While in LondonAnckorn was tapped on the shoulder by someone he thought was a stranger, but was in fact Sir Julian Taylor, the surgeon who saved his hand at Alexandra Hospital. He later operated on his hand and wrist so that he could have movement again, allowing him to continue his conjuring and eventually become the oldest member of the Magic Circle.

He found it hard to adjust to civilian life and led a quiet life, combining his magic with his duties as a special police officer, as well as a shorthand teacher at West Kent College in Tonbridge.

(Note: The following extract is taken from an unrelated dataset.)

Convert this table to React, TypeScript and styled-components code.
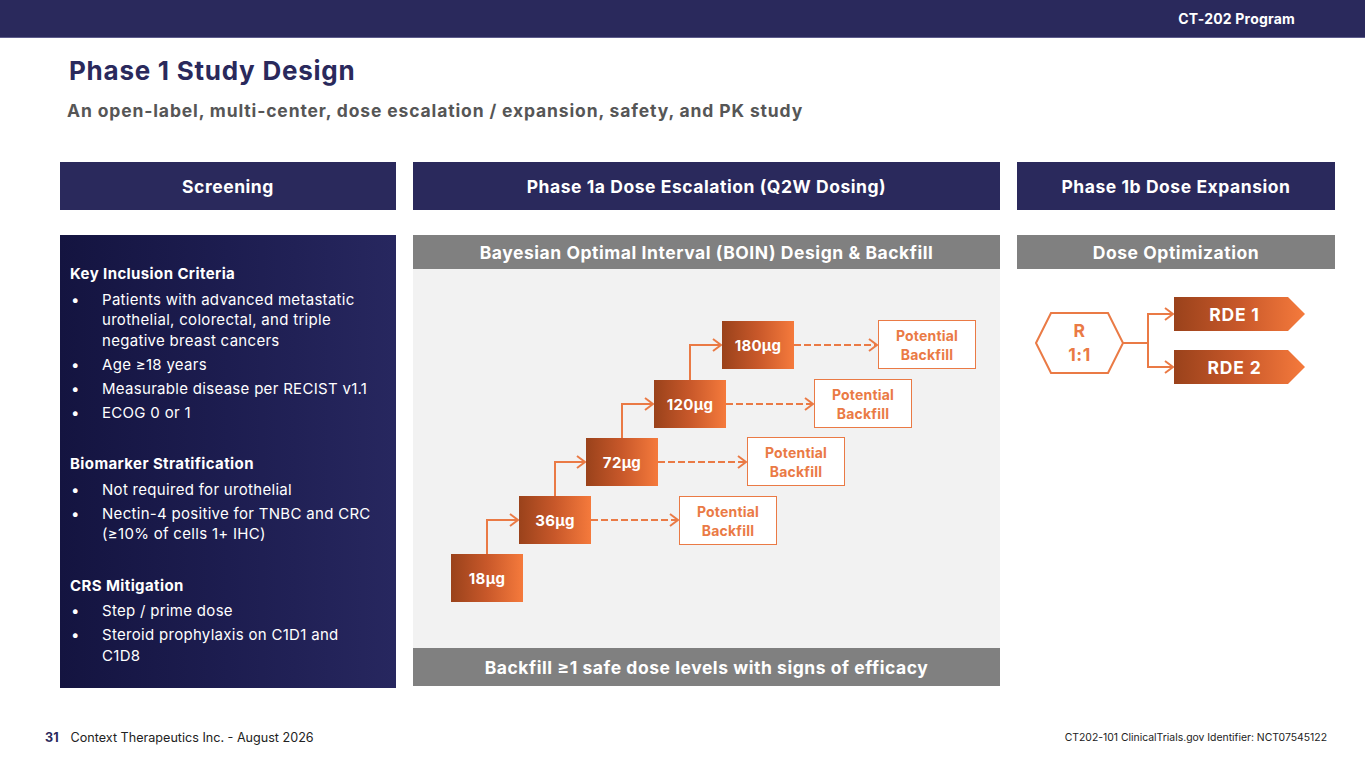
import React from "react";
import styled, { createGlobalStyle } from "styled-components";

const GlobalStyle = createGlobalStyle`
  html, body {
    margin: 0;
    padding: 0;
    background: #ffffff;
  }
  body {
    font-family: "Inter", "Noto Sans", "Liberation Sans", sans-serif;
  }
`;

const NAVY = "#2a295c";
const ORANGE = "#ea7a45";
const GRAY_BAR = "#808080";

const Page = styled.div`
  width: 1365px;
  height: 768px;
  overflow: hidden;
  display: flex;
  flex-direction: column;
  background: #fff;
`;

const TopBar = styled.header`
  height: 37px;
  background: ${NAVY};
  border-bottom: 1px solid #5d5c8c;
  display: flex;
  align-items: center;
  justify-content: flex-end;
  padding-right: 70px;
  color: #fff;
  font-weight: 700;
  font-size: 14px;
  letter-spacing: 0.2px;
`;

const Title = styled.h1`
  margin: 17px 0 0 69px;
  font-size: 26px;
  line-height: 32px;
  font-weight: 700;
  color: ${NAVY};
  letter-spacing: 0.75px;
`;

const Subtitle = styled.h2`
  margin: 13px 0 0 67px;
  font-size: 17.5px;
  line-height: 22px;
  font-weight: 700;
  color: #565656;
  letter-spacing: 0.86px;
`;

const Columns = styled.div`
  margin: 40px 0 0 60px;
  display: grid;
  grid-template-columns: 336px 587px 318px;
  column-gap: 17px;
  align-items: start;
`;

const Column = styled.section`
  display: flex;
  flex-direction: column;
  gap: 25px;
`;

const ColumnHeader = styled.div`
  height: 48px;
  background: ${NAVY};
  color: #fff;
  font-weight: 700;
  font-size: 17.5px;
  letter-spacing: 0.55px;
  display: flex;
  align-items: center;
  justify-content: center;
`;

const ScreeningBox = styled.div`
  height: 453px;
  box-sizing: border-box;
  padding: 29px 24px 0 10px;
  background: linear-gradient(90deg, #141440 0%, #1d1d50 50%, #27275f 100%);
  color: #fff;
  font-size: 15px;
  line-height: 20.5px;
  letter-spacing: 0.3px;
`;

const CriteriaGroup = styled.div`
  margin-bottom: 31px;
`;

const CriteriaTitle = styled.div`
  font-weight: 700;
  margin-bottom: 5px;
  letter-spacing: 0.4px;
`;

const BulletList = styled.ul`
  list-style: none;
  margin: 0;
  padding: 0;
  display: flex;
  flex-direction: column;
  gap: 3.5px;
`;

const Bullet = styled.li`
  display: grid;
  grid-template-columns: 32px 1fr;
  &::before {
    content: "•";
    padding-left: 1px;
  }
`;

const GrayBar = styled.div<{ $h: number }>`
  height: ${(p) => p.$h}px;
  background: ${GRAY_BAR};
  color: #fff;
  font-weight: 700;
  font-size: 17.5px;
  letter-spacing: 0.55px;
  display: flex;
  align-items: center;
  justify-content: center;
`;

const StagePanel = styled.div`
  display: flex;
  flex-direction: column;
`;

const Canvas = styled.div`
  position: relative;
  height: 379px;
  background: #f2f2f2;
`;

const Wires = styled.svg`
  position: absolute;
  inset: 0;
  width: 100%;
  height: 100%;
  overflow: visible;
`;

const DoseBox = styled.div<{ $x: number; $y: number }>`
  position: absolute;
  left: ${(p) => p.$x}px;
  top: ${(p) => p.$y}px;
  width: 72px;
  height: 48px;
  background: linear-gradient(90deg, #9a421b 0%, #c8582a 50%, #f57a3c 100%);
  color: #fff;
  font-weight: 700;
  font-size: 15px;
  letter-spacing: 0.3px;
  display: flex;
  align-items: center;
  justify-content: center;
`;

const BackfillBox = styled.div<{ $x: number; $y: number }>`
  position: absolute;
  left: ${(p) => p.$x}px;
  top: ${(p) => p.$y}px;
  width: 98px;
  height: 49px;
  box-sizing: border-box;
  background: #fff;
  border: 1.5px solid ${ORANGE};
  color: ${ORANGE};
  font-weight: 700;
  font-size: 14px;
  line-height: 19px;
  letter-spacing: 0.2px;
  text-align: center;
  display: flex;
  align-items: center;
  justify-content: center;
`;

const ExpansionCanvas = styled.div`
  position: relative;
  height: 140px;
`;

const HexLabel = styled.div`
  position: absolute;
  left: 19px;
  top: 44px;
  width: 87px;
  height: 60px;
  display: flex;
  flex-direction: column;
  align-items: center;
  justify-content: center;
  color: ${ORANGE};
  font-weight: 700;
  font-size: 17.5px;
  line-height: 24px;
  letter-spacing: 0.5px;
`;

const RdeArrow = styled.div<{ $y: number }>`
  position: absolute;
  left: 157px;
  top: ${(p) => p.$y}px;
  width: 131px;
  height: 34px;
  box-sizing: border-box;
  padding-right: 10px;
  clip-path: polygon(0 0, 87% 0, 100% 50%, 87% 100%, 0 100%);
  background: linear-gradient(90deg, #9a421b 0%, #c8582a 50%, #f57a3c 100%);
  color: #fff;
  font-weight: 700;
  font-size: 17.5px;
  letter-spacing: 0.8px;
  display: flex;
  align-items: center;
  justify-content: center;
`;

const Footer = styled.footer`
  margin-top: 40px;
  height: 18px;
  padding: 0 38px 0 45px;
  display: flex;
  align-items: center;
  justify-content: space-between;
  font-size: 12.6px;
  color: #222;
`;

const FooterLeft = styled.div`
  display: flex;
  align-items: center;
  gap: 12px;
`;

const PageNum = styled.span`
  font-weight: 700;
  color: ${NAVY};
`;

const FooterRight = styled.span`
  font-size: 10.4px;
`;

const doses = [
  { label: "18μg", x: 38, y: 285 },
  { label: "36μg", x: 106, y: 227 },
  { label: "72μg", x: 173, y: 169 },
  { label: "120μg", x: 241, y: 111 },
  { label: "180μg", x: 309, y: 52 },
];

const backfills = [
  { x: 266, y: 227 },
  { x: 334, y: 168 },
  { x: 401, y: 110 },
  { x: 465, y: 51 },
];

const criteria = [
  {
    title: "Key Inclusion Criteria",
    items: [
      "Patients with advanced metastatic urothelial, colorectal, and triple negative breast cancers",
      "Age ≥18 years",
      "Measurable disease per RECIST v1.1",
      "ECOG 0 or 1",
    ],
  },
  {
    title: "Biomarker Stratification",
    items: [
      "Not required for urothelial",
      "Nectin-4 positive for TNBC and CRC (≥10% of cells 1+ IHC)",
    ],
  },
  {
    title: "CRS Mitigation",
    items: ["Step / prime dose", "Steroid prophylaxis on C1D1 and C1D8"],
  },
];

const Chevron = ({ x, y }: { x: number; y: number }) => (
  <polyline
    points={`${x - 8},${y - 6} ${x},${y} ${x - 8},${y + 6}`}
    fill="none"
    stroke={ORANGE}
    strokeWidth={2}
  />
);

const EscalationWires = () => (
  <Wires>
    {doses.slice(0, -1).map((d, i) => {
      const next = doses[i + 1];
      const cx = d.x + 36;
      const ny = next.y + 24;
      return (
        <g key={`step-${i}`}>
          <polyline
            points={`${cx},${d.y} ${cx},${ny} ${next.x - 1},${ny}`}
            fill="none"
            stroke={ORANGE}
            strokeWidth={2}
          />
          <Chevron x={next.x - 1} y={ny} />
        </g>
      );
    })}
    {doses.slice(1).map((d, i) => {
      const b = backfills[i];
      const y = d.y + 24;
      return (
        <g key={`dash-${i}`}>
          <line
            x1={d.x + 72}
            y1={y}
            x2={b.x - 2}
            y2={y}
            stroke={ORANGE}
            strokeWidth={2}
            strokeDasharray="7 3"
          />
          <Chevron x={b.x - 1} y={y} />
        </g>
      );
    })}
  </Wires>
);

const ExpansionWires = () => (
  <Wires>
    <polygon
      points="19,74 34,44 91,44 106,74 91,104 34,104"
      fill="#fff"
      stroke={ORANGE}
      strokeWidth={2}
    />
    <polyline points="106,74 131,74" fill="none" stroke={ORANGE} strokeWidth={2} />
    <polyline
      points="155,45 131,45 131,98 155,98"
      fill="none"
      stroke={ORANGE}
      strokeWidth={2}
    />
    <Chevron x={156} y={45} />
    <Chevron x={156} y={98} />
  </Wires>
);

export default function App() {
  return (
    <Page>
      <GlobalStyle />
      <TopBar>CT-202 Program</TopBar>
      <Title>Phase 1 Study Design</Title>
      <Subtitle>
        An open-label, multi-center, dose escalation / expansion, safety, and PK study
      </Subtitle>

      <Columns>
        <Column>
          <ColumnHeader>Screening</ColumnHeader>
          <ScreeningBox>
            {criteria.map((group) => (
              <CriteriaGroup key={group.title}>
                <CriteriaTitle>{group.title}</CriteriaTitle>
                <BulletList>
                  {group.items.map((item) => (
                    <Bullet key={item}>
                      <span>{item}</span>
                    </Bullet>
                  ))}
                </BulletList>
              </CriteriaGroup>
            ))}
          </ScreeningBox>
        </Column>

        <Column>
          <ColumnHeader>Phase 1a Dose Escalation (Q2W Dosing)</ColumnHeader>
          <StagePanel>
            <GrayBar $h={34}>Bayesian Optimal Interval (BOIN) Design &amp; Backfill</GrayBar>
            <Canvas>
              <EscalationWires />
              {doses.map((d) => (
                <DoseBox key={d.label} $x={d.x} $y={d.y}>
                  {d.label}
                </DoseBox>
              ))}
              {backfills.map((b, i) => (
                <BackfillBox key={i} $x={b.x} $y={b.y}>
                  Potential
                  <br />
                  Backfill
                </BackfillBox>
              ))}
            </Canvas>
            <GrayBar $h={38}>Backfill ≥1 safe dose levels with signs of efficacy</GrayBar>
          </StagePanel>
        </Column>

        <Column>
          <ColumnHeader>Phase 1b Dose Expansion</ColumnHeader>
          <StagePanel>
            <GrayBar $h={34}>Dose Optimization</GrayBar>
            <ExpansionCanvas>
              <ExpansionWires />
              <HexLabel>
                <span>R</span>
                <span>1:1</span>
              </HexLabel>
              <RdeArrow $y={28}>RDE 1</RdeArrow>
              <RdeArrow $y={81}>RDE 2</RdeArrow>
            </ExpansionCanvas>
          </StagePanel>
        </Column>
      </Columns>

      <Footer>
        <FooterLeft>
          <PageNum>31</PageNum>
          <span>Context Therapeutics Inc. - August 2026</span>
        </FooterLeft>
        <FooterRight>CT202-101 ClinicalTrials.gov Identifier: NCT07545122</FooterRight>
      </Footer>
    </Page>
  );
}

Despite the horrors he suffered and witnessed, Anckorn was not a man for self-pity and even considered himself lucky. “We all came through it – it’s amazing what the human frame can put up with and get away with.”

He bore no grudges against his captors and learnt to read and write Japanese from a Japanese lady, who eventually paved the way for him to go over to Japan to give lectures about what happened.

In 2011, his memoir was published, Captivity, Slavery and Survival as a Far East POW: The Conjurer on the Kwai.

He married his sweetheart Lucille on 26 January 1946 and the couple had two children. She predeceased her husband. Anckorn is survived by his children.